[What the task requires]
Print the listing in its entirety and exactly, leaving out images.

====== Source data ======

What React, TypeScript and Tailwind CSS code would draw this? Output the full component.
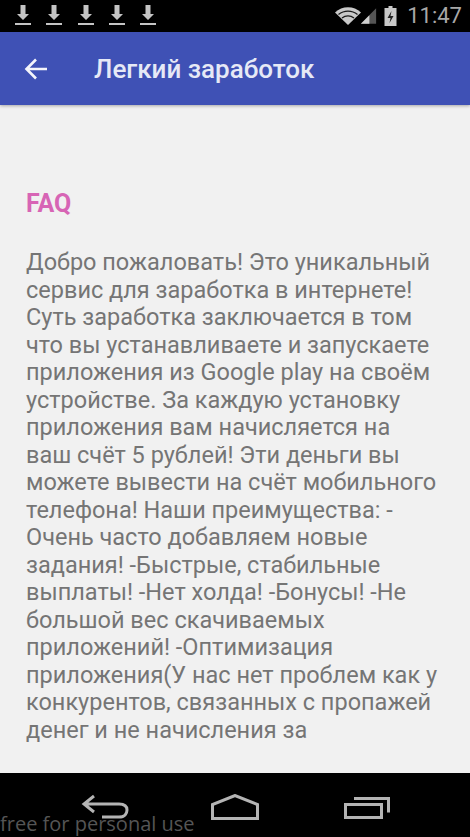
import * as React from "react";

const lines = [
  "Добро пожаловать! Это уникальный",
  "сервис для заработка в интернете!",
  "Суть заработка заключается в том",
  "что вы устанавливаете и запускаете",
  "приложения из Google play на своём",
  "устройстве. За каждую установку",
  "приложения вам начисляется на",
  "ваш счёт 5 рублей! Эти деньги вы",
  "можете вывести на счёт мобильного",
  "телефона! Наши преимущества: -",
  "Очень часто добавляем новые",
  "задания! -Быстрые, стабильные",
  "выплаты! -Нет холда! -Бонусы! -Не",
  "большой вес скачиваемых",
  "приложений! -Оптимизация",
  "приложения(У нас нет проблем как у",
  "конкурентов, связанных с пропажей",
  "денег и не начисления за",
];

function DownloadIcon() {
  return (
    <svg width="16" height="20" viewBox="0 0 16 20" className="text-[#c4c4c4]">
      <path d="M5.5 0h5v9h3.5L8 15 2 9h3.5z" fill="currentColor" />
      <rect x="0" y="18" width="16" height="2" fill="currentColor" />
    </svg>
  );
}

function StatusIcons() {
  return (
    <div className="flex items-center">
      <svg width="26" height="18" viewBox="0 0 26 18" className="mr-[-1px]">
        <path d="M0 5.5C7 -1.5 19 -1.5 26 5.5L13 18z" fill="#c9c9c9" />
        <path d="M3.5 7.5C9 3 17 3 22.5 7.5" stroke="#1a1a1a" strokeWidth="1.3" fill="none" />
        <path d="M7 11C10.5 8.2 15.5 8.2 19 11" stroke="#1a1a1a" strokeWidth="1.3" fill="none" />
      </svg>
      <svg width="17" height="20" viewBox="0 0 20 20">
        <path d="M1 19 19 1v18z" fill="#555555" />
        <path d="M1 19 11 9v10z" fill="#d0d0d0" />
      </svg>
      <svg width="13" height="20" viewBox="0 0 12 20" className="ml-[7px]">
        <path d="M4 0h4v2h4v18H0V2h4z" fill="#c9c9c9" />
        <path d="M7 5 3 12h3l-1 5 4-7H6z" fill="#222222" />
      </svg>
    </div>
  );
}

export default function App() {
  return (
    <div className="relative flex h-[837px] w-[470px] flex-col overflow-hidden bg-[#f1f1f1] font-['Roboto',sans-serif]">
      <div className="flex h-8 shrink-0 items-start justify-between bg-black pl-[15px] pr-2">
        <div className="flex gap-[15.3px] pt-[5px]">
          <DownloadIcon />
          <DownloadIcon />
          <DownloadIcon />
          <DownloadIcon />
          <DownloadIcon />
        </div>
        <div className="flex h-8 items-center gap-[10px]">
          <StatusIcons />
          <span className="text-[22px] leading-none text-[#a8a8a8]">11:47</span>
        </div>
      </div>

      <div className="flex h-[73px] shrink-0 items-center bg-[#3f51b5] pl-[24px] shadow-[0_1px_3px_rgba(0,0,0,0.3)]">
        <svg width="24" height="24" viewBox="0 0 24 24" fill="none" stroke="#f4f5fb" strokeWidth="2.6">
          <path d="M23 12H2M12 2.5 2.5 12l9.5 9.5" />
        </svg>
        <span className="ml-[46px] pt-[2px] text-[26px] font-medium text-[#e6e9f6]">Легкий заработок</span>
      </div>

      <div className="flex-1 overflow-hidden pl-[26px] pt-[85px]">
        <div className="text-[25px] font-bold leading-7 text-[#d765b5]">FAQ</div>
        <div className="mt-[31px] whitespace-nowrap text-[23.5px] leading-[27.5px] text-[#757575]">
          {lines.map((line) => (
            <div key={line}>{line}</div>
          ))}
        </div>
      </div>

      <div className="relative flex h-[64px] shrink-0 items-start bg-black">
        <svg width="48" height="28" viewBox="0 0 48 28" fill="none" stroke="#b4b4b4" strokeWidth="3" className="absolute left-[81px] top-[21px]">
          <path d="M13 2 3 10l10 8M3 10h35c6 0 8 3 8 6s-2 7-8 7H21" />
        </svg>
        <svg width="48" height="26" viewBox="0 0 48 26" fill="none" stroke="#b4b4b4" strokeWidth="3" className="absolute left-[211px] top-[21px]">
          <path d="M1.5 24.5V10.5L24 1.5l22.5 9v14z" />
        </svg>
        <svg width="46" height="24" viewBox="0 0 46 24" fill="none" stroke="#b4b4b4" strokeWidth="3" className="absolute left-[344px] top-[22px]">
          <path d="M1.5 9.5h36v13h-36zM10 3.5h34.5v14" />
        </svg>
        <span className="absolute bottom-0 left-0 text-[20px] leading-[26px] text-[#555555] font-['Open_Sans',sans-serif]">free for personal use</span>
      </div>
    </div>
  );
}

======

[Exercise result]
What React, TypeScript and Tailwind CSS code would draw this? Output the full component.
import * as React from "react";

const lines = [
  "Добро пожаловать! Это уникальный",
  "сервис для заработка в интернете!",
  "Суть заработка заключается в том",
  "что вы устанавливаете и запускаете",
  "приложения из Google play на своём",
  "устройстве. За каждую установку",
  "приложения вам начисляется на",
  "ваш счёт 5 рублей! Эти деньги вы",
  "можете вывести на счёт мобильного",
  "телефона! Наши преимущества: -",
  "Очень часто добавляем новые",
  "задания! -Быстрые, стабильные",
  "выплаты! -Нет холда! -Бонусы! -Не",
  "большой вес скачиваемых",
  "приложений! -Оптимизация",
  "приложения(У нас нет проблем как у",
  "конкурентов, связанных с пропажей",
  "денег и не начисления за",
];

function DownloadIcon() {
  return (
    <svg width="16" height="20" viewBox="0 0 16 20" className="text-[#c4c4c4]">
      <path d="M5.5 0h5v9h3.5L8 15 2 9h3.5z" fill="currentColor" />
      <rect x="0" y="18" width="16" height="2" fill="currentColor" />
    </svg>
  );
}

function StatusIcons() {
  return (
    <div className="flex items-center">
      <svg width="26" height="18" viewBox="0 0 26 18" className="mr-[-1px]">
        <path d="M0 5.5C7 -1.5 19 -1.5 26 5.5L13 18z" fill="#c9c9c9" />
        <path d="M3.5 7.5C9 3 17 3 22.5 7.5" stroke="#1a1a1a" strokeWidth="1.3" fill="none" />
        <path d="M7 11C10.5 8.2 15.5 8.2 19 11" stroke="#1a1a1a" strokeWidth="1.3" fill="none" />
      </svg>
      <svg width="17" height="20" viewBox="0 0 20 20">
        <path d="M1 19 19 1v18z" fill="#555555" />
        <path d="M1 19 11 9v10z" fill="#d0d0d0" />
      </svg>
      <svg width="13" height="20" viewBox="0 0 12 20" className="ml-[7px]">
        <path d="M4 0h4v2h4v18H0V2h4z" fill="#c9c9c9" />
        <path d="M7 5 3 12h3l-1 5 4-7H6z" fill="#222222" />
      </svg>
    </div>
  );
}

export default function App() {
  return (
    <div className="relative flex h-[837px] w-[470px] flex-col overflow-hidden bg-[#f1f1f1] font-['Roboto',sans-serif]">
      <div className="flex h-8 shrink-0 items-start justify-between bg-black pl-[15px] pr-2">
        <div className="flex gap-[15.3px] pt-[5px]">
          <DownloadIcon />
          <DownloadIcon />
          <DownloadIcon />
          <DownloadIcon />
          <DownloadIcon />
        </div>
        <div className="flex h-8 items-center gap-[10px]">
          <StatusIcons />
          <span className="text-[22px] leading-none text-[#a8a8a8]">11:47</span>
        </div>
      </div>

      <div className="flex h-[73px] shrink-0 items-center bg-[#3f51b5] pl-[24px] shadow-[0_1px_3px_rgba(0,0,0,0.3)]">
        <svg width="24" height="24" viewBox="0 0 24 24" fill="none" stroke="#f4f5fb" strokeWidth="2.6">
          <path d="M23 12H2M12 2.5 2.5 12l9.5 9.5" />
        </svg>
        <span className="ml-[46px] pt-[2px] text-[26px] font-medium text-[#e6e9f6]">Легкий заработок</span>
      </div>

      <div className="flex-1 overflow-hidden pl-[26px] pt-[85px]">
        <div className="text-[25px] font-bold leading-7 text-[#d765b5]">FAQ</div>
        <div className="mt-[31px] whitespace-nowrap text-[23.5px] leading-[27.5px] text-[#757575]">
          {lines.map((line) => (
            <div key={line}>{line}</div>
          ))}
        </div>
      </div>

      <div className="relative flex h-[64px] shrink-0 items-start bg-black">
        <svg width="48" height="28" viewBox="0 0 48 28" fill="none" stroke="#b4b4b4" strokeWidth="3" className="absolute left-[81px] top-[21px]">
          <path d="M13 2 3 10l10 8M3 10h35c6 0 8 3 8 6s-2 7-8 7H21" />
        </svg>
        <svg width="48" height="26" viewBox="0 0 48 26" fill="none" stroke="#b4b4b4" strokeWidth="3" className="absolute left-[211px] top-[21px]">
          <path d="M1.5 24.5V10.5L24 1.5l22.5 9v14z" />
        </svg>
        <svg width="46" height="24" viewBox="0 0 46 24" fill="none" stroke="#b4b4b4" strokeWidth="3" className="absolute left-[344px] top-[22px]">
          <path d="M1.5 9.5h36v13h-36zM10 3.5h34.5v14" />
        </svg>
        <span className="absolute bottom-0 left-0 text-[20px] leading-[26px] text-[#555555] font-['Open_Sans',sans-serif]">free for personal use</span>
      </div>
    </div>
  );
}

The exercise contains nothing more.